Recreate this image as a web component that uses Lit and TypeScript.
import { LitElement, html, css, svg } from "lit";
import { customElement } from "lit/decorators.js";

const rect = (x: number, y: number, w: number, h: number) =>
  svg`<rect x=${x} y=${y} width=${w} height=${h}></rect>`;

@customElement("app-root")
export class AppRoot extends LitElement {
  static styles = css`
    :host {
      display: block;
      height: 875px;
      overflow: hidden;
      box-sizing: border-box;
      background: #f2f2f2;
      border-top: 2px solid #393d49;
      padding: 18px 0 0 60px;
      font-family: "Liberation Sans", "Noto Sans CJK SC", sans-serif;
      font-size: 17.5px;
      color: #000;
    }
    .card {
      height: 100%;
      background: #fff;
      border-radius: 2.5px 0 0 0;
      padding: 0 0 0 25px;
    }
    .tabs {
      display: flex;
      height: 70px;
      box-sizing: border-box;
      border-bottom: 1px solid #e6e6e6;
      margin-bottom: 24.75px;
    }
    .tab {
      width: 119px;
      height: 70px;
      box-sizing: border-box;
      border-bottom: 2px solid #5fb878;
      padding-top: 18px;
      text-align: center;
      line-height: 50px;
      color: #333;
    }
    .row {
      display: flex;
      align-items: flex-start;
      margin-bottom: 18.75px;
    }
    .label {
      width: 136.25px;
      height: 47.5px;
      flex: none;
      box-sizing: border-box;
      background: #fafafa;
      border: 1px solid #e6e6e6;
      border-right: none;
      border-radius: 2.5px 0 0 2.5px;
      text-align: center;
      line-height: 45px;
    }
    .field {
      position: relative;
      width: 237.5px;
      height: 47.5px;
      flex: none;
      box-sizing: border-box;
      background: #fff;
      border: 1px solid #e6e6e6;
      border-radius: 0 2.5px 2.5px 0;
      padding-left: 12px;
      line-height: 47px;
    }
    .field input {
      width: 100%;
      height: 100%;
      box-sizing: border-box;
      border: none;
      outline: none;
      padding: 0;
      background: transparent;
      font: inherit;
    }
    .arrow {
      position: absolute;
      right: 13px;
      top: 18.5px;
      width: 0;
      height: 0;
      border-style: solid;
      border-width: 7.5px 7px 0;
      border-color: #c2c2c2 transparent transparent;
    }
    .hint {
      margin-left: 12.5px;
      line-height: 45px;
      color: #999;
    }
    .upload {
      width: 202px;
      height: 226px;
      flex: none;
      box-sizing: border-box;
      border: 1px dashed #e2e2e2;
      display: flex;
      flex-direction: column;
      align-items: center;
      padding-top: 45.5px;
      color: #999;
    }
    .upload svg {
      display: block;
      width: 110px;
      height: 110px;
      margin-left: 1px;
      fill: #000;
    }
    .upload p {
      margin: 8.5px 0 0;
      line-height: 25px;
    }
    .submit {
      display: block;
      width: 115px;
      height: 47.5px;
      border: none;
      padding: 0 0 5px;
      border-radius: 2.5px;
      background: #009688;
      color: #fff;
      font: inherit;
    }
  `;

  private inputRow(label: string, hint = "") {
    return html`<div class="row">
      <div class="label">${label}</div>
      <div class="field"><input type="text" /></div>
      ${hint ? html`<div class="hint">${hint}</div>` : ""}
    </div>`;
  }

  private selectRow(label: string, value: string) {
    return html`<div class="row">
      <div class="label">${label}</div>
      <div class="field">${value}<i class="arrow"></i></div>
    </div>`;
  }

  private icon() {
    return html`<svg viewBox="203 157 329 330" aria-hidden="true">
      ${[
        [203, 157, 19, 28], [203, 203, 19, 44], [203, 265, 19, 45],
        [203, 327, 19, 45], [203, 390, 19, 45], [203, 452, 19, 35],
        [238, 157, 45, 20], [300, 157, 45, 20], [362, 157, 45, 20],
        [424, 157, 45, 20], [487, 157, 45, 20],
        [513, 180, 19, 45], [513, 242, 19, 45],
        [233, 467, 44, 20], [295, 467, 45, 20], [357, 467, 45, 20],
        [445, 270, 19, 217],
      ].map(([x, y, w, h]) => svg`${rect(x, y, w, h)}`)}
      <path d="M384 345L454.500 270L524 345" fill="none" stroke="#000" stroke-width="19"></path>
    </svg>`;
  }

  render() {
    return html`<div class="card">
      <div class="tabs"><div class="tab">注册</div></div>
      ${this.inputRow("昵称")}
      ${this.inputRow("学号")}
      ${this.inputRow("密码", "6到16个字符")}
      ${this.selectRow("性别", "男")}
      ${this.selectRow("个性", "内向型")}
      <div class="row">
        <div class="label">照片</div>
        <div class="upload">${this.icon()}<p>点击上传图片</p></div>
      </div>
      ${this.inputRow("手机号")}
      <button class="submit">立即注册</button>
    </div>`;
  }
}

==

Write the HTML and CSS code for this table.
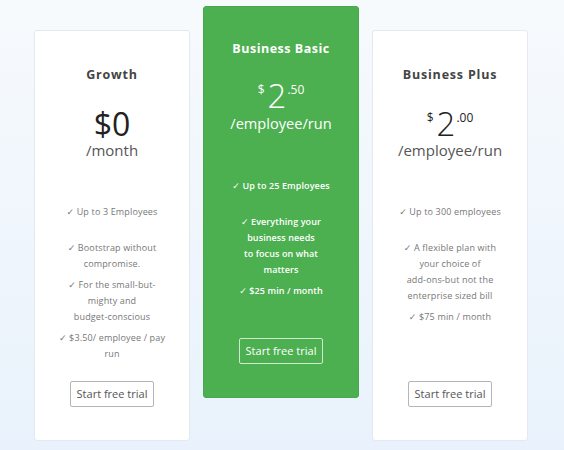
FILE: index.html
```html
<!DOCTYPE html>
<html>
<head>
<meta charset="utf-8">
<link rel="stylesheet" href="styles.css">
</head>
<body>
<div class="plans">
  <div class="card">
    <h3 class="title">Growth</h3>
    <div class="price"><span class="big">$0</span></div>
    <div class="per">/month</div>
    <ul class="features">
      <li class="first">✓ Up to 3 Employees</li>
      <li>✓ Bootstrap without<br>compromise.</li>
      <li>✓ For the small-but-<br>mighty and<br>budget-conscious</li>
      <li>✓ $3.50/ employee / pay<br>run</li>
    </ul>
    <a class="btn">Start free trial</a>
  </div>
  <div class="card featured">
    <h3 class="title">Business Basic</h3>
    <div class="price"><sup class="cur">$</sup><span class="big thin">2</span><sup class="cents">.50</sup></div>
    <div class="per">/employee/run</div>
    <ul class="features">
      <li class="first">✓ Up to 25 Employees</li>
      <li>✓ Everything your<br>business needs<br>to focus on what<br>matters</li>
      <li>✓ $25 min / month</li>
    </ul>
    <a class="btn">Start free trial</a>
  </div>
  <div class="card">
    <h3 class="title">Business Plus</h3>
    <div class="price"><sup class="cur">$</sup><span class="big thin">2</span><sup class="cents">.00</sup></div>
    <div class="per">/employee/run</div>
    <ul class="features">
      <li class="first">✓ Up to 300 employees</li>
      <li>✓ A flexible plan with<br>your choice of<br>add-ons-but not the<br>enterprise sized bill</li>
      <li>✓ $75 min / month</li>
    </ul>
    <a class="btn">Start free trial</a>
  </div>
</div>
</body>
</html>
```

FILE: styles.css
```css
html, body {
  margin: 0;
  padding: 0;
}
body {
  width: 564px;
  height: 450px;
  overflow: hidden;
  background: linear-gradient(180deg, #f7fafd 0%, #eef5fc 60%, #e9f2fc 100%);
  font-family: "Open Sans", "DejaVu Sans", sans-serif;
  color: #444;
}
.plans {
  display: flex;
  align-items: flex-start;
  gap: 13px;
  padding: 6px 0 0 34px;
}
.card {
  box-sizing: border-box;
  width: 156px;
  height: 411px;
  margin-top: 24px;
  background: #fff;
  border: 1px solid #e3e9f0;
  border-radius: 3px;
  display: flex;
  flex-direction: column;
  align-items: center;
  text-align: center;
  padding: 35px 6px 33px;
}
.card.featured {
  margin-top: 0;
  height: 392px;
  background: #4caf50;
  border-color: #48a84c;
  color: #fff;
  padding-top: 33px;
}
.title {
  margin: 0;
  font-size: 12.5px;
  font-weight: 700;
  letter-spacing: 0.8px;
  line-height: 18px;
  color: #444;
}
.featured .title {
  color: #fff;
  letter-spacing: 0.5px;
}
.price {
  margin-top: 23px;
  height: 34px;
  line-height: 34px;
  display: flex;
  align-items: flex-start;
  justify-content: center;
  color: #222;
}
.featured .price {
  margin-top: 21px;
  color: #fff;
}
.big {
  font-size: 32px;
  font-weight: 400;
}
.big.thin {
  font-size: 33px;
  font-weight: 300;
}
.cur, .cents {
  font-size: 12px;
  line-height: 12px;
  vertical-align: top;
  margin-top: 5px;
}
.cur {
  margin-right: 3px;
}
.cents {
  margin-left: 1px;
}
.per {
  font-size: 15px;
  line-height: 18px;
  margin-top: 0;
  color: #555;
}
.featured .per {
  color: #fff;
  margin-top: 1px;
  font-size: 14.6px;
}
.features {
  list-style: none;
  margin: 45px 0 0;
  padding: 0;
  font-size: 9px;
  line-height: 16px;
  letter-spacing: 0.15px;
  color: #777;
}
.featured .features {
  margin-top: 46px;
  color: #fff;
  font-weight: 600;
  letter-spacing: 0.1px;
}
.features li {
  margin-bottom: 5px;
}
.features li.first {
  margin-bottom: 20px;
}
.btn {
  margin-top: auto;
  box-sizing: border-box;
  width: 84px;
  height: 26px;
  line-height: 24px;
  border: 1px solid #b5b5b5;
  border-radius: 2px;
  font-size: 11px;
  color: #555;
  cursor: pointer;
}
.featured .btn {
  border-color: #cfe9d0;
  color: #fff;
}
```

--- GOAL ---
Find how many lines in the listing hold "this", and reply with that number only.

--- CORRECT OUTPUT ---
9